## Stated problem
Repeat the material verbatim and drop the pictures.

## Data section
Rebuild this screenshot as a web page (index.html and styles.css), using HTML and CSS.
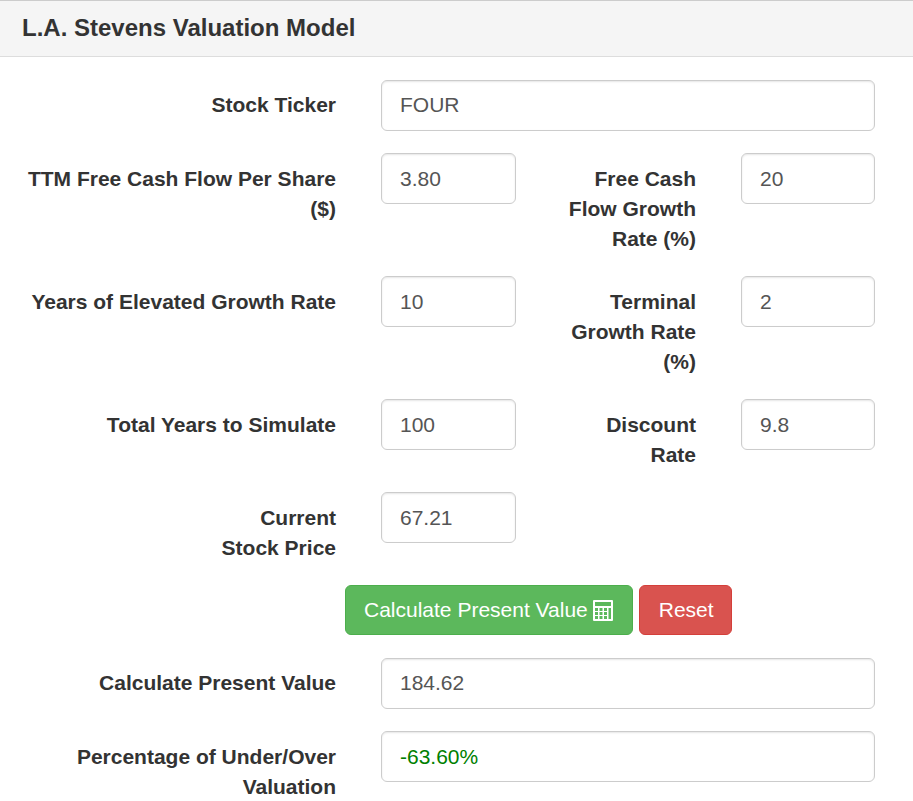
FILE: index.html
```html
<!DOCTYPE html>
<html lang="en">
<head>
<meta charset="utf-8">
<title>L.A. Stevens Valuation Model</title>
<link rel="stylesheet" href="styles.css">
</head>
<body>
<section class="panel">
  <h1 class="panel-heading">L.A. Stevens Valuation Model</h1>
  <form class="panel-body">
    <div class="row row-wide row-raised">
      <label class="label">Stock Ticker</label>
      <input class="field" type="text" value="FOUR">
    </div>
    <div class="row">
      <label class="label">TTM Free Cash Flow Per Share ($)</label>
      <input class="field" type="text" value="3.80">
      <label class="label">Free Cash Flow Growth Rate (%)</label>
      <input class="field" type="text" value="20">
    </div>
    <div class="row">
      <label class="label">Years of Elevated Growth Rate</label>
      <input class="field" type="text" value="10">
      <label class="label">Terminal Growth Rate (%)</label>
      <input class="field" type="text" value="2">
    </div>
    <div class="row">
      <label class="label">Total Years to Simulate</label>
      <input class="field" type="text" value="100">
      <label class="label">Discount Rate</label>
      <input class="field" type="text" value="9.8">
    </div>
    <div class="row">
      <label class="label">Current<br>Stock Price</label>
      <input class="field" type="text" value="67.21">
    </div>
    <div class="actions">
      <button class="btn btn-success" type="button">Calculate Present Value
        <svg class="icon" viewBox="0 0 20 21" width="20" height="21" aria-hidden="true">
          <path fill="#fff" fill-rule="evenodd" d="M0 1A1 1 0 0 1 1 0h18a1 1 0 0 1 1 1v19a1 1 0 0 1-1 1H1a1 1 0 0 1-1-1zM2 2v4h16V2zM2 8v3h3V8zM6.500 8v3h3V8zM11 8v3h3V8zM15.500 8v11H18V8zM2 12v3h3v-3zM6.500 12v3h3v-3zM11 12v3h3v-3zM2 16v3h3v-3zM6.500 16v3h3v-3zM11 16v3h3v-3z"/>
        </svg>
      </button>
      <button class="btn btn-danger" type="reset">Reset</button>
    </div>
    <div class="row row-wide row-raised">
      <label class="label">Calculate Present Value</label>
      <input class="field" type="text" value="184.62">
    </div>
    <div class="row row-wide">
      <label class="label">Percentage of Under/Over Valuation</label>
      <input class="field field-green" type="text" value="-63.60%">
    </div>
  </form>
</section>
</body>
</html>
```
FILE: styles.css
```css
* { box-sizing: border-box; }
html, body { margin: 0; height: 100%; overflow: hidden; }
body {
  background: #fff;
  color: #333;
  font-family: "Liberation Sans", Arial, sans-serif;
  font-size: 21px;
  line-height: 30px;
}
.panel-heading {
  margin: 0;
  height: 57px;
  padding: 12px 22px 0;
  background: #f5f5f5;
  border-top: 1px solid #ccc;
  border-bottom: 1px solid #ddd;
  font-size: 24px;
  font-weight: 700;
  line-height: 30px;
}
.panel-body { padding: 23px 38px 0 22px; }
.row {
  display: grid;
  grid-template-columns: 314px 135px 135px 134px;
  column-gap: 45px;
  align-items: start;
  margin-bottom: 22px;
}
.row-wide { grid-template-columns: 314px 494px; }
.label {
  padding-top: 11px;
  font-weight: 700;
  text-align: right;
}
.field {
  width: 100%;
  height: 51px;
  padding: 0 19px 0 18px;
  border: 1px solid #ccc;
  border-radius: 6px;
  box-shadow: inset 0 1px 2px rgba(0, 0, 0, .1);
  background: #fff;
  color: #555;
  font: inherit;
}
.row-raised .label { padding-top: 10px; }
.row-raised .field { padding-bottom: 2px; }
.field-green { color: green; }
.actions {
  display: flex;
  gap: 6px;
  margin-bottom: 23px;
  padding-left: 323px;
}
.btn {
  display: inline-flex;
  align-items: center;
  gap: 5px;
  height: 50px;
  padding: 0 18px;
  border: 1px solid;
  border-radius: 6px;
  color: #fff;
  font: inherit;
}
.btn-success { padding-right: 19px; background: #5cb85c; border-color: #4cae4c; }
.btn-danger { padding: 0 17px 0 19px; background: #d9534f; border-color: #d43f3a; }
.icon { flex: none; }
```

## Task answer
Rebuild this screenshot as a web page (index.html and styles.css), using HTML and CSS.
FILE: index.html
```html
<!DOCTYPE html>
<html lang="en">
<head>
<meta charset="utf-8">
<title>L.A. Stevens Valuation Model</title>
<link rel="stylesheet" href="styles.css">
</head>
<body>
<section class="panel">
  <h1 class="panel-heading">L.A. Stevens Valuation Model</h1>
  <form class="panel-body">
    <div class="row row-wide row-raised">
      <label class="label">Stock Ticker</label>
      <input class="field" type="text" value="FOUR">
    </div>
    <div class="row">
      <label class="label">TTM Free Cash Flow Per Share ($)</label>
      <input class="field" type="text" value="3.80">
      <label class="label">Free Cash Flow Growth Rate (%)</label>
      <input class="field" type="text" value="20">
    </div>
    <div class="row">
      <label class="label">Years of Elevated Growth Rate</label>
      <input class="field" type="text" value="10">
      <label class="label">Terminal Growth Rate (%)</label>
      <input class="field" type="text" value="2">
    </div>
    <div class="row">
      <label class="label">Total Years to Simulate</label>
      <input class="field" type="text" value="100">
      <label class="label">Discount Rate</label>
      <input class="field" type="text" value="9.8">
    </div>
    <div class="row">
      <label class="label">Current<br>Stock Price</label>
      <input class="field" type="text" value="67.21">
    </div>
    <div class="actions">
      <button class="btn btn-success" type="button">Calculate Present Value
        <svg class="icon" viewBox="0 0 20 21" width="20" height="21" aria-hidden="true">
          <path fill="#fff" fill-rule="evenodd" d="M0 1A1 1 0 0 1 1 0h18a1 1 0 0 1 1 1v19a1 1 0 0 1-1 1H1a1 1 0 0 1-1-1zM2 2v4h16V2zM2 8v3h3V8zM6.500 8v3h3V8zM11 8v3h3V8zM15.500 8v11H18V8zM2 12v3h3v-3zM6.500 12v3h3v-3zM11 12v3h3v-3zM2 16v3h3v-3zM6.500 16v3h3v-3zM11 16v3h3v-3z"/>
        </svg>
      </button>
      <button class="btn btn-danger" type="reset">Reset</button>
    </div>
    <div class="row row-wide row-raised">
      <label class="label">Calculate Present Value</label>
      <input class="field" type="text" value="184.62">
    </div>
    <div class="row row-wide">
      <label class="label">Percentage of Under/Over Valuation</label>
      <input class="field field-green" type="text" value="-63.60%">
    </div>
  </form>
</section>
</body>
</html>
```
FILE: styles.css
```css
* { box-sizing: border-box; }
html, body { margin: 0; height: 100%; overflow: hidden; }
body {
  background: #fff;
  color: #333;
  font-family: "Liberation Sans", Arial, sans-serif;
  font-size: 21px;
  line-height: 30px;
}
.panel-heading {
  margin: 0;
  height: 57px;
  padding: 12px 22px 0;
  background: #f5f5f5;
  border-top: 1px solid #ccc;
  border-bottom: 1px solid #ddd;
  font-size: 24px;
  font-weight: 700;
  line-height: 30px;
}
.panel-body { padding: 23px 38px 0 22px; }
.row {
  display: grid;
  grid-template-columns: 314px 135px 135px 134px;
  column-gap: 45px;
  align-items: start;
  margin-bottom: 22px;
}
.row-wide { grid-template-columns: 314px 494px; }
.label {
  padding-top: 11px;
  font-weight: 700;
  text-align: right;
}
.field {
  width: 100%;
  height: 51px;
  padding: 0 19px 0 18px;
  border: 1px solid #ccc;
  border-radius: 6px;
  box-shadow: inset 0 1px 2px rgba(0, 0, 0, .1);
  background: #fff;
  color: #555;
  font: inherit;
}
.row-raised .label { padding-top: 10px; }
.row-raised .field { padding-bottom: 2px; }
.field-green { color: green; }
.actions {
  display: flex;
  gap: 6px;
  margin-bottom: 23px;
  padding-left: 323px;
}
.btn {
  display: inline-flex;
  align-items: center;
  gap: 5px;
  height: 50px;
  padding: 0 18px;
  border: 1px solid;
  border-radius: 6px;
  color: #fff;
  font: inherit;
}
.btn-success { padding-right: 19px; background: #5cb85c; border-color: #4cae4c; }
.btn-danger { padding: 0 17px 0 19px; background: #d9534f; border-color: #d43f3a; }
.icon { flex: none; }
```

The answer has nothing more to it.